Afghanistan International
- Persian and English logos
- Country: United Kingdom
- Broadcast area: Worldwide
- Headquarters: London

Programming
- Languages: Persian and Pashto
- Picture format: 1080i (HDTV) 576i (SDTV)

Ownership
- Owner: Volant Media UK Ltd
- Sister channels: Iran International

History
- Launched: 15 August 2021; 4 years ago

Links
- Website: afintl.com

= Afghanistan International =

Afghanistan International (AITV; ) is a news and current affairs television station headquartered in London, UK, aimed at Afghans and the diaspora. The station broadcasts free-to-air on the TürkmenÄlem 52°E / MonacoSAT satellite receivable in Europe and Asia including Afghanistan, along with a radio relay transmission via shortwave (7600 kHz). It also broadcasts worldwide via online streaming platforms.

==History==
Afghanistan International TV was launched on August 15, 2021 as a sister station of Iran International. Originally planned to start on International Day of Peace, it was launched earlier due to the situation in Afghanistan amid the Taliban's capture of Kabul on August 15 and quickly became the most popular news channel for Afghanistan due to its extensive coverage and freedom in reporting.

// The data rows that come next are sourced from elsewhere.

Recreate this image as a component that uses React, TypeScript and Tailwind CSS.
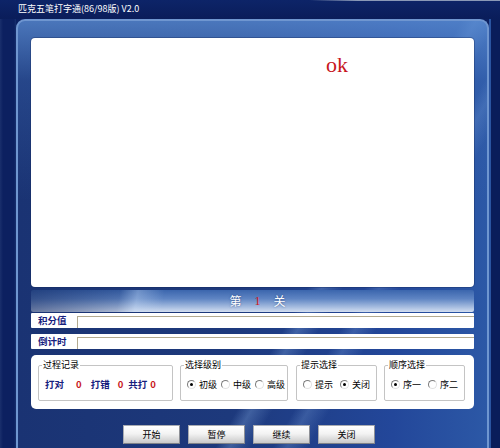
import React from "react";

type RadioProps = { checked?: boolean };

// Classic sunken radio button: dark arc top-left, light arc bottom-right
function Radio({ checked }: RadioProps) {
  return (
    <span className="relative inline-flex w-[9px] h-[9px] shrink-0 rounded-full bg-white border border-t-[#7d7d7d] border-l-[#7d7d7d] border-r-[#e2e2e2] border-b-[#e2e2e2] items-center justify-center">
      {checked && <span className="w-[3px] h-[3px] rounded-full bg-black" />}
    </span>
  );
}

type Opt = { label: string; checked?: boolean };

function RadioGroup({
  title,
  width,
  options,
  after,
}: {
  title: string;
  width: string;
  options: Opt[];
  after: string;
}) {
  return (
    <fieldset className={`${width} h-[42px] border border-[#c4c4c4] rounded-[2px]`}>
      <legend className="ml-[3px] px-px text-[9px] leading-[12px] text-black">{title}</legend>
      <div className="h-[27px] flex items-center pl-[6px]">
        {options.map((o, i) => (
          <div key={o.label} className={`flex items-center ${i > 0 ? after : ""}`}>
            <Radio checked={o.checked} />
            <span className="ml-[3px] text-[9px] leading-none text-black">{o.label}</span>
          </div>
        ))}
      </div>
    </fieldset>
  );
}

function Btn({ children }: { children: React.ReactNode }) {
  return (
    <button className="w-[57px] h-[19px] border border-[#a9acb2] border-r-[#8e9096] border-b-[#7f8288] bg-[linear-gradient(to_bottom,#ffffff_0%,#f3f3f3_45%,#dcdcdc_75%,#c9c9c9_100%)] text-[9px] leading-none text-black flex items-center justify-center">
      {children}
    </button>
  );
}

export default function App() {
  return (
    <div className="w-[500px] h-[448px] overflow-hidden bg-[#0b1f5f] flex flex-col font-['Noto_Sans_CJK_SC','Liberation_Sans',sans-serif] select-none">
      {/* title bar */}
      <div className="relative h-[19px] shrink-0 flex items-center pl-[18px] pb-[2px] text-white text-[9px] leading-none bg-[linear-gradient(to_bottom,#0d2468,#0a1d5a)]">
        <div className="absolute top-0 right-0 w-[190px] h-px bg-[linear-gradient(to_right,transparent,#8a99b7_25%,#8a99b7)]" />
        匹克五笔打字通(86/98版) V2.0
      </div>

      <div className="flex flex-1 min-h-0">
        <div className="w-[16px] shrink-0 bg-[linear-gradient(to_right,#1a2f6c_0px,#0c2060_3px,#0c2060_14px,#17306e_16px)]" />

        {/* main frame */}
        <div className="flex-1 min-w-0 rounded-t-[9px] border-2 border-b-0 border-[#6f96d0] pt-[17px] px-[13px] flex flex-col bg-[linear-gradient(to_bottom,rgba(90,140,210,0.75)_0px,rgba(60,105,180,0.35)_60px,transparent_180px),linear-gradient(120deg,transparent_62%,rgba(150,190,240,0.28)_64%,transparent_67%,transparent_70%,rgba(150,190,240,0.22)_72%,transparent_75%),linear-gradient(to_right,#1a3373_0%,#1d397c_45%,#23479a_80%,#2c58a6_100%)]">
          {/* display area */}
          <div className="h-[249px] shrink-0 bg-white rounded-[4px] shadow-[0_0_0_1px_rgba(20,40,90,0.35)] pl-[295px] pt-[16px]">
            <div className="text-[22px] leading-none h-[22px] text-[#c8161c] font-['Liberation_Serif',serif]">ok</div>
          </div>

          {/* level band */}
          <div className="mt-[3px] h-[22px] shrink-0 rounded-[2px] flex items-center justify-center gap-[13px] pl-[10px] text-[12px] leading-none bg-[linear-gradient(100deg,rgba(15,35,90,0.55)_0%,rgba(15,35,90,0.2)_20%,rgba(200,220,245,0.35)_24%,transparent_30%),linear-gradient(to_bottom,#3b66ad_0%,#5f85c3_40%,#a7bde0_78%,#d3def0_100%)]">
            <span className="text-white [text-shadow:0_0_2px_rgba(30,60,120,0.8)]">第</span>
            <span className="text-[#d4141a] font-['Liberation_Serif',serif] text-[12px]">1</span>
            <span className="text-white [text-shadow:0_0_2px_rgba(30,60,120,0.8)]">关</span>
          </div>

          {/* score row */}
          <div className="mt-px h-[15px] shrink-0 bg-white rounded-[1px] flex">
            <div className="w-[46px] pl-[7px] flex items-center text-[9.5px] leading-none font-bold text-[#16207e]">积分值</div>
            <div className="flex-1 mt-[3px] border-t border-l border-[#b3aa90]" />
          </div>

          {/* countdown row */}
          <div className="mt-[6px] h-[15px] shrink-0 bg-white rounded-[1px] flex">
            <div className="w-[46px] pl-[7px] flex items-center text-[9.5px] leading-none font-bold text-[#16207e]">倒计时</div>
            <div className="flex-1 mt-[3px] border-t border-l border-[#b3aa90]" />
          </div>

          {/* option groups */}
          <div className="mt-[6px] h-[54px] shrink-0 bg-white rounded-[5px] flex pl-[7px] pt-[4px] gap-[7px]">
            <fieldset className="w-[135px] h-[42px] border border-[#c4c4c4] rounded-[2px]">
              <legend className="ml-[3px] px-px text-[9px] leading-[12px] text-black">过程记录</legend>
              <div className="h-[27px] flex items-center pl-[6px] text-[9.5px] leading-none font-bold">
                <span className="text-[#16207e]">打对</span>
                <span className="ml-[12px] text-[#c8161c]">0</span>
                <span className="ml-[9px] text-[#16207e]">打错</span>
                <span className="ml-[8px] text-[#c8161c]">0</span>
                <span className="ml-[5px] text-[#16207e]">共打</span>
                <span className="ml-[3px] text-[#c8161c]">0</span>
              </div>
            </fieldset>
            <RadioGroup
              title="选择级别"
              width="w-[108px]"
              after="ml-[4px]"
              options={[{ label: "初级", checked: true }, { label: "中级" }, { label: "高级" }]}
            />
            <div className="ml-px">
              <RadioGroup
                title="提示选择"
                width="w-[81px]"
                after="ml-[7px]"
                options={[{ label: "提示" }, { label: "关闭", checked: true }]}
              />
            </div>
            <RadioGroup
              title="顺序选择"
              width="w-[81px]"
              after="ml-[7px]"
              options={[{ label: "序一", checked: true }, { label: "序二" }]}
            />
          </div>

          {/* buttons */}
          <div className="mt-[16px] ml-[92px] flex gap-[8px]">
            <Btn>开始</Btn>
            <Btn>暂停</Btn>
            <Btn>继续</Btn>
            <Btn>关闭</Btn>
          </div>
        </div>

        <div className="w-[11px] shrink-0 flex">
          <div className="w-[2px] bg-[#2a54a0]" />
          <div className="flex-1 bg-[#0a1d5a]" />
        </div>
      </div>
    </div>
  );
}
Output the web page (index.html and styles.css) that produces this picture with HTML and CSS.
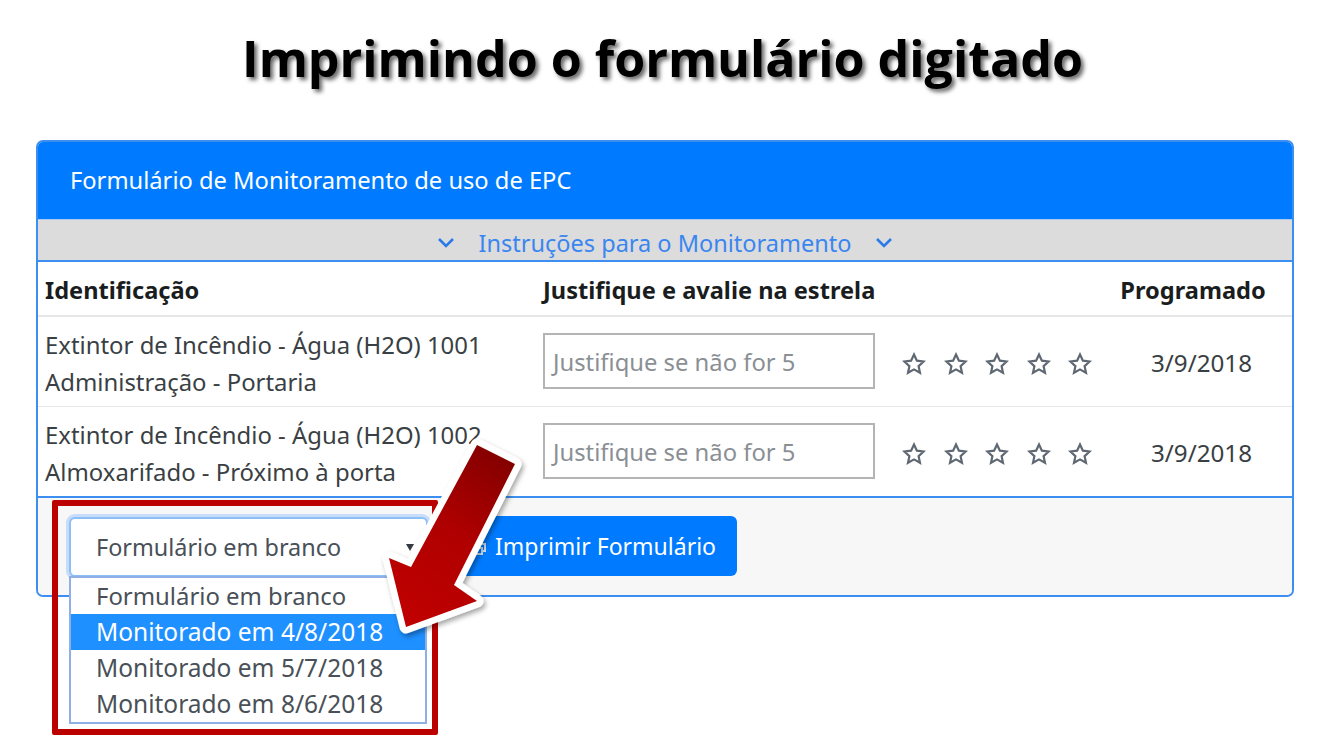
FILE: index.html
```html
<!DOCTYPE html>
<html lang="pt-BR">
  <head>
    <meta charset="utf-8" />
    <title>Imprimindo o formulário digitado</title>
    <link rel="stylesheet" href="styles.css">
  </head>
  <body>
    <h1 class="slide-title">Imprimindo o formulário digitado</h1>
    <div class="card">
      <div class="card-header">Formulário de Monitoramento de uso de EPC</div>
      <div class="instructions">
        <svg class="chevron" viewBox="0 0 18 12"><path d="M2 2l7 7 7-7" /></svg>
        <span>Instruções para o Monitoramento</span>
        <svg class="chevron" viewBox="0 0 18 12"><path d="M2 2l7 7 7-7" /></svg>
      </div>
      <div class="row head-row">
        <div>Identificação</div>
        <div class="col-span">Justifique e avalie na estrela</div>
        <div class="col-date">Programado</div>
      </div>
      <div class="row item-row">
        <div class="item-name">Extintor de Incêndio - Água (H2O) 1001<br />Administração - Portaria</div>
        <div class="fake-input">Justifique se não for 5</div>
        <div class="stars">
          <svg class="star" viewBox="0 0 24 24"><path d="M12 2.5l2.9 6.2 6.7.8-5 4.6 1.4 6.7-6-3.4-6 3.4 1.4-6.7-5-4.6 6.7-.8z" /></svg>
          <svg class="star" viewBox="0 0 24 24"><path d="M12 2.5l2.9 6.2 6.7.8-5 4.6 1.4 6.7-6-3.4-6 3.4 1.4-6.7-5-4.6 6.7-.8z" /></svg>
          <svg class="star" viewBox="0 0 24 24"><path d="M12 2.5l2.9 6.2 6.7.8-5 4.6 1.4 6.7-6-3.4-6 3.4 1.4-6.7-5-4.6 6.7-.8z" /></svg>
          <svg class="star" viewBox="0 0 24 24"><path d="M12 2.5l2.9 6.2 6.7.8-5 4.6 1.4 6.7-6-3.4-6 3.4 1.4-6.7-5-4.6 6.7-.8z" /></svg>
          <svg class="star" viewBox="0 0 24 24"><path d="M12 2.5l2.9 6.2 6.7.8-5 4.6 1.4 6.7-6-3.4-6 3.4 1.4-6.7-5-4.6 6.7-.8z" /></svg>
        </div>
        <div class="col-date">3/9/2018</div>
      </div>
      <div class="row item-row last-row">
        <div class="item-name">Extintor de Incêndio - Água (H2O) 1002<br />Almoxarifado - Próximo à porta</div>
        <div class="fake-input">Justifique se não for 5</div>
        <div class="stars">
          <svg class="star" viewBox="0 0 24 24"><path d="M12 2.5l2.9 6.2 6.7.8-5 4.6 1.4 6.7-6-3.4-6 3.4 1.4-6.7-5-4.6 6.7-.8z" /></svg>
          <svg class="star" viewBox="0 0 24 24"><path d="M12 2.5l2.9 6.2 6.7.8-5 4.6 1.4 6.7-6-3.4-6 3.4 1.4-6.7-5-4.6 6.7-.8z" /></svg>
          <svg class="star" viewBox="0 0 24 24"><path d="M12 2.5l2.9 6.2 6.7.8-5 4.6 1.4 6.7-6-3.4-6 3.4 1.4-6.7-5-4.6 6.7-.8z" /></svg>
          <svg class="star" viewBox="0 0 24 24"><path d="M12 2.5l2.9 6.2 6.7.8-5 4.6 1.4 6.7-6-3.4-6 3.4 1.4-6.7-5-4.6 6.7-.8z" /></svg>
          <svg class="star" viewBox="0 0 24 24"><path d="M12 2.5l2.9 6.2 6.7.8-5 4.6 1.4 6.7-6-3.4-6 3.4 1.4-6.7-5-4.6 6.7-.8z" /></svg>
        </div>
        <div class="col-date">3/9/2018</div>
      </div>
      <div class="card-footer">
        <div class="select-wrap">
          <div class="select-box">
            <span>Formulário em branco</span>
            <span class="caret"></span>
          </div>
          <ul class="select-menu">
            <li class="blank">Formulário em branco</li>
            <li class="selected">Monitorado em 4/8/2018</li>
            <li>Monitorado em 5/7/2018</li>
            <li>Monitorado em 8/6/2018</li>
          </ul>
        </div>
        <button class="print-button">
          <svg class="print-icon" viewBox="0 0 20 20"><path d="M5 8V2h10v6M5 15H2V8h16v7h-3M5 12h10v6H5z" /></svg>
          Imprimir Formulário
        </button>
      </div>
    </div>
    <div class="highlight-box"></div>
    <svg class="big-arrow" viewBox="0 0 1323 744">
      <defs>
        <linearGradient id="arrowFill" x1="515" y1="450" x2="400" y2="620" gradientUnits="userSpaceOnUse">
          <stop offset="0" stop-color="#7f0000" />
          <stop offset="0.5" stop-color="#b00000" />
          <stop offset="1" stop-color="#c00000" />
        </linearGradient>
        <filter id="arrowShadow" x="-20%" y="-20%" width="140%" height="140%">
          <feDropShadow dx="2" dy="3" stdDeviation="2.5" flood-color="#000" flood-opacity="0.35" />
        </filter>
      </defs>
      <path class="arrow-shape" filter="url(#arrowShadow)" d="M477 445L515 464L454 585L477 601L406 627L389 558L411 567Z" />
    </svg>
  </body>
</html>
```

FILE: styles.css
```css
html,
body {
  margin: 0;
  padding: 0;
  height: 744px;
  overflow: hidden;
  background: #fff;
  font-family: "Noto Sans", "Open Sans", sans-serif;
  color: #212529;
}

.slide-title {
  margin: 0;
  height: 140px;
  padding: 0 0 26px 2px;
  box-sizing: border-box;
  display: flex;
  align-items: center;
  justify-content: center;
  font-family: "Open Sans", sans-serif;
  font-weight: 700;
  font-size: 50.1px;
  color: #000;
  text-shadow: 3px 3px 4px rgba(0, 0, 0, 0.6);
}

.card {
  width: 1258px;
  height: 457px;
  margin-left: 36px;
  box-sizing: border-box;
  border: 2px solid #3c8ff0;
  border-radius: 7px;
  display: flex;
  flex-direction: column;
}

.card-header {
  height: 77px;
  box-sizing: border-box;
  flex: none;
  background: #007bff;
  border-radius: 5px 5px 0 0;
  color: #fff;
  font-size: 23.7px;
  display: flex;
  align-items: center;
  padding: 0 0 2px 32px;
}

.instructions {
  height: 43px;
  box-sizing: border-box;
  flex: none;
  background: #dcdcdc;
  border-top: 1px solid #a8c8f0;
  border-bottom: 2px solid #3c8ff0;
  padding-top: 5px;
  display: flex;
  align-items: center;
  justify-content: center;
  gap: 24px;
  color: #3a86f0;
  font-size: 23.5px;
}

.chevron {
  width: 18px;
  height: 12px;
  fill: none;
  stroke: #2a7ae8;
  stroke-width: 2.6;
}

.row {
  display: grid;
  grid-template-columns: 498px 332px 1fr 176px;
  box-sizing: border-box;
  align-items: center;
  padding-left: 7px;
}

.head-row {
  height: 55px;
  flex: none;
  padding-top: 3px;
  font-weight: 700;
  font-size: 23.6px;
  color: #1a1d20;
  border-bottom: 2px solid #e4e6e8;
}

.head-row .col-span {
  grid-column: 2 / 4;
}

.head-row .col-date {
  padding-right: 22px;
  white-space: nowrap;
}

.item-row {
  height: 90px;
  flex: none;
  padding-bottom: 1px;
  font-size: 23.9px;
  border-bottom: 1px solid #e4e6e8;
  color: #3a3f44;
}

.last-row {
  height: 91px;
  border-bottom: 2px solid #3c8ff0;
}

.item-name {
  padding-top: 3px;
  line-height: 37px;
  white-space: nowrap;
}

.col-date {
  text-align: center;
}

.item-row .col-date {
  padding: 3px 5px 0 0;
  font-size: 24.2px;
}

.fake-input {
  height: 56px;
  box-sizing: border-box;
  border: 2px solid #b4b4b4;
  padding: 2px 0 0 8px;
  display: flex;
  align-items: center;
  font-size: 23.8px;
  color: #8a8f94;
}

.stars {
  display: flex;
  gap: 17.5px;
  padding: 5px 0 0 27px;
}

.star {
  width: 24px;
  height: 24px;
  fill: none;
  stroke: #5f6872;
  stroke-width: 2.2;
}

.card-footer {
  flex: 1;
  background: #f7f7f7;
  border-radius: 0 0 5px 5px;
  display: flex;
  align-items: flex-start;
  gap: 20px;
  padding: 19px 0 0 31px;
}

.select-wrap {
  position: relative;
  width: 359px;
  z-index: 2;
}

.select-box {
  height: 60px;
  box-sizing: border-box;
  background: #fff;
  border: 2px solid #8ec0f8;
  border-radius: 6px;
  box-shadow: 0 0 0 3px #c6dcfa;
  display: flex;
  align-items: center;
  justify-content: space-between;
  padding: 0 12px 0 25px;
  font-size: 23.4px;
  color: #495057;
}

.caret {
  width: 0;
  height: 0;
  border-left: 4px solid transparent;
  border-right: 4px solid transparent;
  border-top: 7px solid #343a40;
}

.select-menu {
  position: absolute;
  top: 59px;
  left: 0;
  width: 358px;
  box-sizing: border-box;
  margin: 0;
  padding: 0;
  list-style: none;
  background: #fff;
  border: 2px solid #8fb0e6;
  font-size: 24.5px;
  color: #495057;
}

.select-menu li {
  height: 36px;
  line-height: 36px;
  padding-left: 25px;
  white-space: nowrap;
}

.select-menu .blank {
  font-size: 23.9px;
}

.select-menu .selected {
  background: #1e90ff;
  color: #fff;
}

.print-button {
  width: 289px;
  height: 60px;
  margin-top: -1px;
  border: none;
  border-radius: 6px;
  background: #007bff;
  color: #fff;
  font-family: inherit;
  font-size: 23px;
  display: flex;
  align-items: center;
  justify-content: flex-end;
  gap: 8px;
  padding: 0 21px 0 0;
}

.print-icon {
  width: 20px;
  height: 20px;
  fill: none;
  stroke: #cfe3fb;
  stroke-width: 2;
}

.highlight-box {
  position: absolute;
  left: 52px;
  top: 500px;
  width: 386px;
  height: 235px;
  box-sizing: border-box;
  border: 6px solid #bb0000;
  border-radius: 2px;
  z-index: 3;
}

.big-arrow {
  position: absolute;
  left: 0;
  top: 0;
  width: 1323px;
  height: 744px;
  z-index: 4;
}

.arrow-shape {
  fill: url(#arrowFill);
  stroke: #fff;
  stroke-width: 13;
  stroke-linejoin: round;
  paint-order: stroke;
}
```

Originally only broadcasting programmes in Persian (Dari), the station started Pashto language broadcasts in August 2023.

In May 2024, Afghan authorities banned individuals from cooperating with or participating in programs of Afghanistan International. A spokesperson for the Taliban-controlled Ministry of Information and Culture said that “participating in discussions and facilitating the broadcast of this media outlet in public places is prohibited”.

==Programmes and content==
AITV has journalists in both London and Washington D.C. in the United States. Alongside news and debates, it also produces documentaries.

Its flagship program Maydan brings in top policy makers and thinkers from across the world to London to discuss Afghanistan current affairs.